#### [THE TASK]
Reproduce the listing below exactly, minus its pictures.
□ □ □
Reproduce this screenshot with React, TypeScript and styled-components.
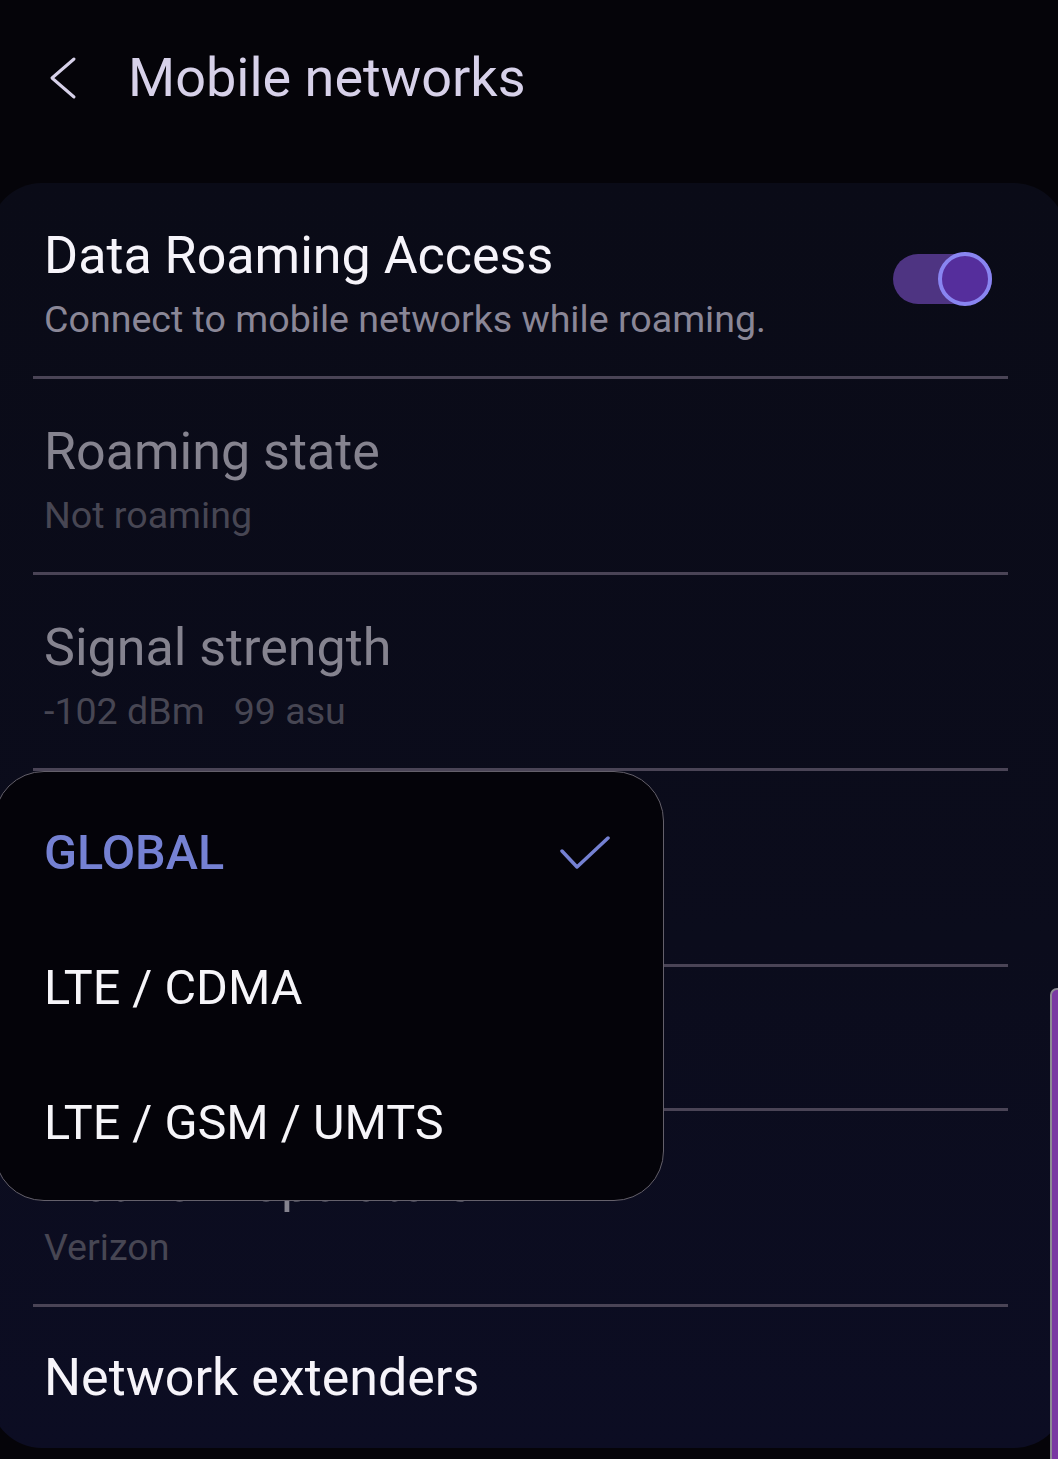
import React from "react";
import styled, { createGlobalStyle } from "styled-components";

const GlobalStyle = createGlobalStyle`
  html, body {
    margin: 0;
    padding: 0;
    background: #050409;
  }
  body {
    font-family: Roboto, "Noto Sans", "Liberation Sans", sans-serif;
    -webkit-font-smoothing: antialiased;
  }
  * { box-sizing: border-box; }
`;

const Screen = styled.div`
  position: relative;
  width: 1058px;
  height: 1459px;
  overflow: hidden;
  background: #050409;
`;

const Header = styled.header`
  display: flex;
  align-items: center;
  height: 156px;
  padding-left: 48px;
`;

const BackIcon = styled.svg`
  width: 30px;
  height: 44px;
  flex: none;
`;

const HeaderTitle = styled.h1`
  margin: 0 0 0 50px;
  font-size: 54px;
  line-height: 64px;
  font-weight: 400;
  color: #d7d1e9;
  letter-spacing: 0;
`;

const Card = styled.section`
  margin: 27px 0 0 -10px;
  width: 1076px;
  border-radius: 52px;
  background: linear-gradient(180deg, #0a0b17 0%, #0b0c1c 60%, #0c0d23 100%);
  padding: 0 58px 0 43px;
  display: flex;
  flex-direction: column;
`;

const Row = styled.div<{ $single?: boolean; $occluded?: boolean }>`
  display: flex;
  align-items: center;
  justify-content: space-between;
  padding: ${(p) => (p.$single ? "41px 16px 40px 11px" : "43px 16px 34px 11px")};
  border-bottom: 3px solid #4a4456;
  & > * {
    visibility: ${(p) => (p.$occluded ? "hidden" : "visible")};
  }
  &:last-child {
    border-bottom: none;
  }
`;

const TextBlock = styled.div`
  display: flex;
  flex-direction: column;
  gap: 10px;
  min-width: 0;
`;

const Title = styled.div<{ $dim?: boolean }>`
  font-size: 52px;
  line-height: 60px;
  font-weight: 400;
  color: ${(p) => (p.$dim ? "#85838f" : "#f6f4fa")};
  white-space: nowrap;
`;

const Subtitle = styled.div<{ $dim?: boolean }>`
  font-size: 37.6px;
  line-height: 46px;
  color: ${(p) => (p.$dim ? "#474653" : "#8a8797")};
  white-space: nowrap;
  display: flex;
  gap: 29px;
`;

const Switch = styled.div`
  display: flex;
  justify-content: flex-end;
  align-items: center;
  width: 99px;
  height: 50px;
  margin-bottom: 10px;
  border-radius: 25px;
  background: #4e3482;
`;

const Thumb = styled.div`
  width: 54px;
  height: 54px;
  margin: -2px 0;
  border-radius: 50%;
  border: 4px solid #8985f1;
  background: #552e9c;
`;

const Menu = styled.div`
  position: absolute;
  left: -6px;
  top: 771px;
  width: 670px;
  height: 430px;
  border-radius: 50px;
  border: 1.5px solid #64606b;
  background: #040309;
  padding: 13px 0 9px;
  display: flex;
  flex-direction: column;
`;

const MenuItem = styled.div<{ $selected?: boolean }>`
  height: 135px;
  display: flex;
  align-items: center;
  justify-content: space-between;
  padding: 0 53px 0 49px;
  font-size: ${(p) => (p.$selected ? "48.5px" : "48.6px")};
  line-height: 56px;
  font-weight: ${(p) => (p.$selected ? 500 : 400)};
  color: ${(p) => (p.$selected ? "#7581d3" : "#f6f5f9")};
  white-space: nowrap;
`;

const CheckIcon = styled.svg`
  width: 50px;
  height: 36px;
  flex: none;
`;

const ScrollThumb = styled.div`
  position: absolute;
  right: -6px;
  top: 988px;
  width: 14px;
  height: 520px;
  border-radius: 7px;
  border: 2px solid #8d8a94;
  background: #7a39a3;
`;

export default function App() {
  return (
    <Screen>
      <GlobalStyle />
      <Header>
        <BackIcon viewBox="0 0 30 44" fill="none">
          <polyline
            points="26,3 4,22 26,41"
            stroke="#d7d1e9"
            strokeWidth="3"
            strokeLinecap="round"
            strokeLinejoin="round"
          />
        </BackIcon>
        <HeaderTitle>Mobile networks</HeaderTitle>
      </Header>

      <Card>
        <Row>
          <TextBlock>
            <Title>Data Roaming Access</Title>
            <Subtitle>Connect to mobile networks while roaming.</Subtitle>
          </TextBlock>
          <Switch>
            <Thumb />
          </Switch>
        </Row>
        <Row>
          <TextBlock>
            <Title $dim>Roaming state</Title>
            <Subtitle $dim>Not roaming</Subtitle>
          </TextBlock>
        </Row>
        <Row>
          <TextBlock>
            <Title $dim>Signal strength</Title>
            <Subtitle $dim>
              <span>-102 dBm</span>
              <span>99 asu</span>
            </Subtitle>
          </TextBlock>
        </Row>
        <Row $occluded>
          <TextBlock>
            <Title>Network mode</Title>
            <Subtitle>Global</Subtitle>
          </TextBlock>
        </Row>
        <Row $single $occluded>
          <Title>Access Point Names</Title>
        </Row>
        <Row>
          <TextBlock>
            <Title $dim>Network operators</Title>
            <Subtitle $dim>Verizon</Subtitle>
          </TextBlock>
        </Row>
        <Row $single>
          <Title>Network extenders</Title>
        </Row>
      </Card>

      <Menu>
        <MenuItem $selected>
          <span>GLOBAL</span>
          <CheckIcon viewBox="0 0 50 36" fill="none">
            <polyline
              points="2,16 17,32 48,3"
              stroke="#7581d3"
              strokeWidth="3.5"
              strokeLinecap="round"
              strokeLinejoin="round"
            />
          </CheckIcon>
        </MenuItem>
        <MenuItem>LTE / CDMA</MenuItem>
        <MenuItem>LTE / GSM / UMTS</MenuItem>
      </Menu>

      <ScrollThumb />
    </Screen>
  );
}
□ □ □
#### [THE OUTPUT]
Reproduce this screenshot with React, TypeScript and styled-components.
import React from "react";
import styled, { createGlobalStyle } from "styled-components";

const GlobalStyle = createGlobalStyle`
  html, body {
    margin: 0;
    padding: 0;
    background: #050409;
  }
  body {
    font-family: Roboto, "Noto Sans", "Liberation Sans", sans-serif;
    -webkit-font-smoothing: antialiased;
  }
  * { box-sizing: border-box; }
`;

const Screen = styled.div`
  position: relative;
  width: 1058px;
  height: 1459px;
  overflow: hidden;
  background: #050409;
`;

const Header = styled.header`
  display: flex;
  align-items: center;
  height: 156px;
  padding-left: 48px;
`;

const BackIcon = styled.svg`
  width: 30px;
  height: 44px;
  flex: none;
`;

const HeaderTitle = styled.h1`
  margin: 0 0 0 50px;
  font-size: 54px;
  line-height: 64px;
  font-weight: 400;
  color: #d7d1e9;
  letter-spacing: 0;
`;

const Card = styled.section`
  margin: 27px 0 0 -10px;
  width: 1076px;
  border-radius: 52px;
  background: linear-gradient(180deg, #0a0b17 0%, #0b0c1c 60%, #0c0d23 100%);
  padding: 0 58px 0 43px;
  display: flex;
  flex-direction: column;
`;

const Row = styled.div<{ $single?: boolean; $occluded?: boolean }>`
  display: flex;
  align-items: center;
  justify-content: space-between;
  padding: ${(p) => (p.$single ? "41px 16px 40px 11px" : "43px 16px 34px 11px")};
  border-bottom: 3px solid #4a4456;
  & > * {
    visibility: ${(p) => (p.$occluded ? "hidden" : "visible")};
  }
  &:last-child {
    border-bottom: none;
  }
`;

const TextBlock = styled.div`
  display: flex;
  flex-direction: column;
  gap: 10px;
  min-width: 0;
`;

const Title = styled.div<{ $dim?: boolean }>`
  font-size: 52px;
  line-height: 60px;
  font-weight: 400;
  color: ${(p) => (p.$dim ? "#85838f" : "#f6f4fa")};
  white-space: nowrap;
`;

const Subtitle = styled.div<{ $dim?: boolean }>`
  font-size: 37.6px;
  line-height: 46px;
  color: ${(p) => (p.$dim ? "#474653" : "#8a8797")};
  white-space: nowrap;
  display: flex;
  gap: 29px;
`;

const Switch = styled.div`
  display: flex;
  justify-content: flex-end;
  align-items: center;
  width: 99px;
  height: 50px;
  margin-bottom: 10px;
  border-radius: 25px;
  background: #4e3482;
`;

const Thumb = styled.div`
  width: 54px;
  height: 54px;
  margin: -2px 0;
  border-radius: 50%;
  border: 4px solid #8985f1;
  background: #552e9c;
`;

const Menu = styled.div`
  position: absolute;
  left: -6px;
  top: 771px;
  width: 670px;
  height: 430px;
  border-radius: 50px;
  border: 1.5px solid #64606b;
  background: #040309;
  padding: 13px 0 9px;
  display: flex;
  flex-direction: column;
`;

const MenuItem = styled.div<{ $selected?: boolean }>`
  height: 135px;
  display: flex;
  align-items: center;
  justify-content: space-between;
  padding: 0 53px 0 49px;
  font-size: ${(p) => (p.$selected ? "48.5px" : "48.6px")};
  line-height: 56px;
  font-weight: ${(p) => (p.$selected ? 500 : 400)};
  color: ${(p) => (p.$selected ? "#7581d3" : "#f6f5f9")};
  white-space: nowrap;
`;

const CheckIcon = styled.svg`
  width: 50px;
  height: 36px;
  flex: none;
`;

const ScrollThumb = styled.div`
  position: absolute;
  right: -6px;
  top: 988px;
  width: 14px;
  height: 520px;
  border-radius: 7px;
  border: 2px solid #8d8a94;
  background: #7a39a3;
`;

export default function App() {
  return (
    <Screen>
      <GlobalStyle />
      <Header>
        <BackIcon viewBox="0 0 30 44" fill="none">
          <polyline
            points="26,3 4,22 26,41"
            stroke="#d7d1e9"
            strokeWidth="3"
            strokeLinecap="round"
            strokeLinejoin="round"
          />
        </BackIcon>
        <HeaderTitle>Mobile networks</HeaderTitle>
      </Header>

      <Card>
        <Row>
          <TextBlock>
            <Title>Data Roaming Access</Title>
            <Subtitle>Connect to mobile networks while roaming.</Subtitle>
          </TextBlock>
          <Switch>
            <Thumb />
          </Switch>
        </Row>
        <Row>
          <TextBlock>
            <Title $dim>Roaming state</Title>
            <Subtitle $dim>Not roaming</Subtitle>
          </TextBlock>
        </Row>
        <Row>
          <TextBlock>
            <Title $dim>Signal strength</Title>
            <Subtitle $dim>
              <span>-102 dBm</span>
              <span>99 asu</span>
            </Subtitle>
          </TextBlock>
        </Row>
        <Row $occluded>
          <TextBlock>
            <Title>Network mode</Title>
            <Subtitle>Global</Subtitle>
          </TextBlock>
        </Row>
        <Row $single $occluded>
          <Title>Access Point Names</Title>
        </Row>
        <Row>
          <TextBlock>
            <Title $dim>Network operators</Title>
            <Subtitle $dim>Verizon</Subtitle>
          </TextBlock>
        </Row>
        <Row $single>
          <Title>Network extenders</Title>
        </Row>
      </Card>

      <Menu>
        <MenuItem $selected>
          <span>GLOBAL</span>
          <CheckIcon viewBox="0 0 50 36" fill="none">
            <polyline
              points="2,16 17,32 48,3"
              stroke="#7581d3"
              strokeWidth="3.5"
              strokeLinecap="round"
              strokeLinejoin="round"
            />
          </CheckIcon>
        </MenuItem>
        <MenuItem>LTE / CDMA</MenuItem>
        <MenuItem>LTE / GSM / UMTS</MenuItem>
      </Menu>

      <ScrollThumb />
    </Screen>
  );
}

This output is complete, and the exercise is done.